Otherwise most of these tracks are quite similar to the debut, at least most of them. The band would put together their first full- length psych jam here with the ten minute rambling “Excerpts from the ‘All Electric Fur Trapper’”, which would only be topped during their career by the even longer and more improvisational “Reaffirmation” on the ‘Beware the Shadow’ release.

The instrumentation is the same: a couple of guitars, piano, bass and drums. Pub band fare for the most part, but Help Yourself had a knack for coming off as just vaguely enough like several ‘A’ list bands to sound like they were a bit more accomplished than what they probably were. The title track for example has a jaunty piano intro and lumbering tempo that bears a striking resemblance to a fair amount of Joe Walsh’s solo stuff; even the theme, something about a classy chick picking up a bum in a bar, sounds like something Walsh would have penned.

“Brown Lady” leans quite heavily into Ambrosia or Firefall territory with its strumming acoustic guitar, almost invisible bass line, and disjointed amorous lyrics. The Graham track “Movie Star” fits quite well in between the Morley tunes, but with harmonizing vocals that recall Buffalo Springfield or even CSN; while “Deanna Call and Scotty” has a Morley vocal track and piano accompaniment that could easily have been inspired by any number of tracks from ‘Abbey Road’, or maybe even some of the early seventies albums from the Beatles Lite (ELO).

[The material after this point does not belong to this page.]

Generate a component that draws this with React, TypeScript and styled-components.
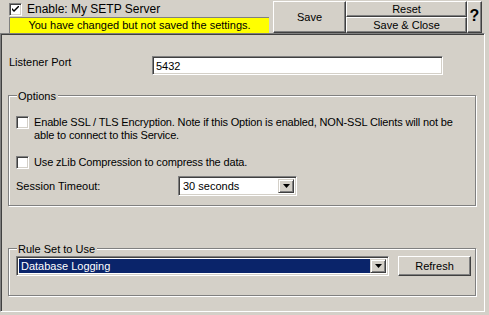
import styled, { createGlobalStyle } from 'styled-components'

const GlobalStyle = createGlobalStyle`
  html, body {
    margin: 0;
    padding: 0;
    background: #d4d0c8;
  }
  body {
    font-family: "Liberation Sans", Arial, sans-serif;
    font-size: 11px;
    color: #000;
  }
`

const CheckMark = () => (
  <svg width="7" height="7" viewBox="0 0 7 7">
    <path d="M0 2 L0 4 L2 6 L7 1 L7 -1 L2 4 Z" fill="#000" />
  </svg>
)

const DownArrow = () => (
  <svg width="7" height="4" viewBox="0 0 7 4">
    <path d="M0 0 H7 L3.5 4 Z" fill="#000" />
  </svg>
)

const App = () => {
  return (
    <>
      <GlobalStyle />
      <Window>
        <TopBar>
          <StatusColumn>
            <CheckRow>
              <CheckBox>
                <CheckMark />
              </CheckBox>
              <span>Enable: My SETP Server</span>
            </CheckRow>
            <Warning>You have changed but not saved the settings.</Warning>
          </StatusColumn>
          <ButtonGroup>
            <Button $width={73} $height={32}>Save</Button>
            <StackedButtons>
              <Button $width={121} $height={16}>Reset</Button>
              <Button $width={121} $height={16}>Save &amp; Close</Button>
            </StackedButtons>
            <HelpButton>?</HelpButton>
          </ButtonGroup>
        </TopBar>

        <Panel>
          <FieldRow>
            <FieldLabel $width={143}>Listener Port</FieldLabel>
            <TextInput>5432</TextInput>
          </FieldRow>

          <GroupBox $height={119} $top={12}>
            <Legend>Options</Legend>
            <OptionsBody>
              <OptionRow>
                <CheckBox />
                <OptionText>
                  Enable SSL / TLS Encryption. Note if this Option is enabled, NON-SSL Clients will not be
                  <br />
                  able to connect to this Service.
                </OptionText>
              </OptionRow>
              <OptionRow $top={14}>
                <CheckBox />
                <OptionText>Use zLib Compression to compress the data.</OptionText>
              </OptionRow>
              <TimeoutRow>
                <FieldLabel $width={162}>Session Timeout:</FieldLabel>
                <Select $width={119}>
                  <SelectValue>30 seconds</SelectValue>
                  <DropButton>
                    <DownArrow />
                  </DropButton>
                </Select>
              </TimeoutRow>
            </OptionsBody>
          </GroupBox>

          <GroupBox $height={56} $top={34}>
            <Legend>Rule Set to Use</Legend>
            <RuleRow>
              <Select $width={373}>
                <SelectValue $selected>Database Logging</SelectValue>
                <DropButton>
                  <DownArrow />
                </DropButton>
              </Select>
              <Button $width={73} $height={20}>Refresh</Button>
            </RuleRow>
          </GroupBox>
        </Panel>
      </Window>
    </>
  )
}

export default App

const Window = styled.div`
  width: 489px;
  height: 315px;
  display: flex;
  flex-direction: column;
  background: #d4d0c8;
`

const TopBar = styled.div`
  height: 33px;
  display: flex;
  flex-direction: row;
  align-items: flex-start;
`

const StatusColumn = styled.div`
  display: flex;
  flex-direction: column;
  padding-left: 9px;
  padding-top: 3px;
`

const CheckRow = styled.div`
  display: flex;
  align-items: center;
  gap: 5px;
  height: 13px;
  line-height: 13px;
  font-size: 12px;
`

const CheckBox = styled.span`
  box-sizing: border-box;
  width: 13px;
  height: 13px;
  flex: none;
  display: flex;
  align-items: center;
  justify-content: center;
  background: #fff;
  border: 1px solid;
  border-color: #808080 #fff #fff #808080;
  box-shadow: inset 1px 1px #404040, inset -1px -1px #d4d0c8;
`

const Warning = styled.div`
  box-sizing: border-box;
  margin-top: 1px;
  width: 260px;
  height: 16px;
  background: #ffff00;
  border-top: 1px solid #808080;
  border-left: 1px solid #808080;
  text-align: center;
  line-height: 15px;
  white-space: nowrap;
`

const ButtonGroup = styled.div`
  display: flex;
  margin-left: 4px;
  margin-top: 1px;
`

const StackedButtons = styled.div`
  display: flex;
  flex-direction: column;
`

const Button = styled.div<{ $width: number; $height: number }>`
  box-sizing: border-box;
  width: ${(p) => p.$width}px;
  height: ${(p) => p.$height}px;
  display: flex;
  align-items: center;
  justify-content: center;
  background: #d4d0c8;
  border: 1px solid;
  border-color: #fff #404040 #404040 #fff;
  box-shadow: inset -1px -1px #808080;
  white-space: nowrap;
  flex: none;
`

const HelpButton = styled(Button).attrs({ $width: 15, $height: 32 })`
  font-size: 16px;
  font-weight: bold;
  padding-bottom: 2px;
`

const Panel = styled.div`
  box-sizing: border-box;
  width: 485px;
  height: 279px;
  padding: 22px 0 0 7px;
  border: 1px solid;
  border-color: #808080 #fff #fff #808080;
  box-shadow: inset 1px 1px #404040;
  display: flex;
  flex-direction: column;
`

const FieldRow = styled.div`
  display: flex;
  align-items: flex-start;
  padding-left: 1px;
`

const FieldLabel = styled.span<{ $width: number }>`
  width: ${(p) => p.$width}px;
  flex: none;
  line-height: 13px;
`

const TextInput = styled.div`
  box-sizing: border-box;
  width: 291px;
  height: 19px;
  background: #fff;
  border: 1px solid;
  border-color: #808080 #fff #fff #808080;
  box-shadow: inset 1px 1px #404040, inset -1px -1px #d4d0c8;
  padding: 2px 3px;
  line-height: 14px;
`

const GroupBox = styled.fieldset<{ $height: number; $top: number }>`
  box-sizing: border-box;
  margin: ${(p) => p.$top}px 0 0 0;
  padding: 0 0 0 7px;
  width: 468px;
  height: ${(p) => p.$height}px;
  border: 1px solid #808080;
  box-shadow: 1px 1px 0 #fff, inset 1px 1px 0 #fff;
  min-width: 0;
`

const Legend = styled.legend`
  margin-left: 1px;
  padding: 3px 2px 0 1px;
  line-height: 13px;
  background: linear-gradient(to bottom, transparent 7px, #d4d0c8 7px);
`

const OptionsBody = styled.div`
  display: flex;
  flex-direction: column;
  padding-top: 13px;
`

const OptionRow = styled.div<{ $top?: number }>`
  display: flex;
  align-items: flex-start;
  gap: 5px;
  margin-top: ${(p) => p.$top ?? 0}px;
`

const OptionText = styled.span`
  line-height: 13px;
  white-space: nowrap;
  letter-spacing: -0.15px;
`

const TimeoutRow = styled.div`
  display: flex;
  align-items: center;
  margin-top: 7px;
`

const Select = styled.div<{ $width: number }>`
  box-sizing: border-box;
  width: ${(p) => p.$width}px;
  height: 20px;
  flex: none;
  display: flex;
  align-items: stretch;
  background: #fff;
  border: 1px solid;
  border-color: #808080 #fff #fff #808080;
  box-shadow: inset 1px 1px #404040, inset -1px -1px #d4d0c8;
  padding: 2px;
`

const SelectValue = styled.div<{ $selected?: boolean }>`
  flex: 1;
  display: flex;
  align-items: center;
  padding-left: 2px;
  background: ${(p) => (p.$selected ? '#0a246a' : 'transparent')};
  color: ${(p) => (p.$selected ? '#fff' : '#000')};
  white-space: nowrap;
`

const DropButton = styled.div`
  box-sizing: border-box;
  width: 16px;
  flex: none;
  display: flex;
  align-items: center;
  justify-content: center;
  background: #d4d0c8;
  border: 1px solid;
  border-color: #d4d0c8 #404040 #404040 #d4d0c8;
  box-shadow: inset 1px 1px #fff, inset -1px -1px #808080;
`

const RuleRow = styled.div`
  display: flex;
  align-items: flex-start;
  gap: 9px;
`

The band moves back into pub rock with “Heaven Row”, even to the extent of including female harmonizing vocal backing. And the closing “Many Ways of Meeting” has a real “Let it Be” feel to it but without any kind of heavy lyrical undercurrent of meaning.

But the stand out track is the aforementioned “Excerpts from the ‘All Electric Fur Trapper’”, a lightly psychedelic and slow- developing instrumental that weaves in acoustic picking, electric strumming, fuzz, and some odd keyboard effects with a couple minutes of undisciplined jamming that sounds awfully acid-inspired. The result is one of those space-out songs that is best listened to in early dusk while lying on the hood of your car in a park somewhere. Peaceful, easy stuff, and probably brought the lighters out when it was played live at festivals back then (assuming it was played live at festivals, which I’m sure it was).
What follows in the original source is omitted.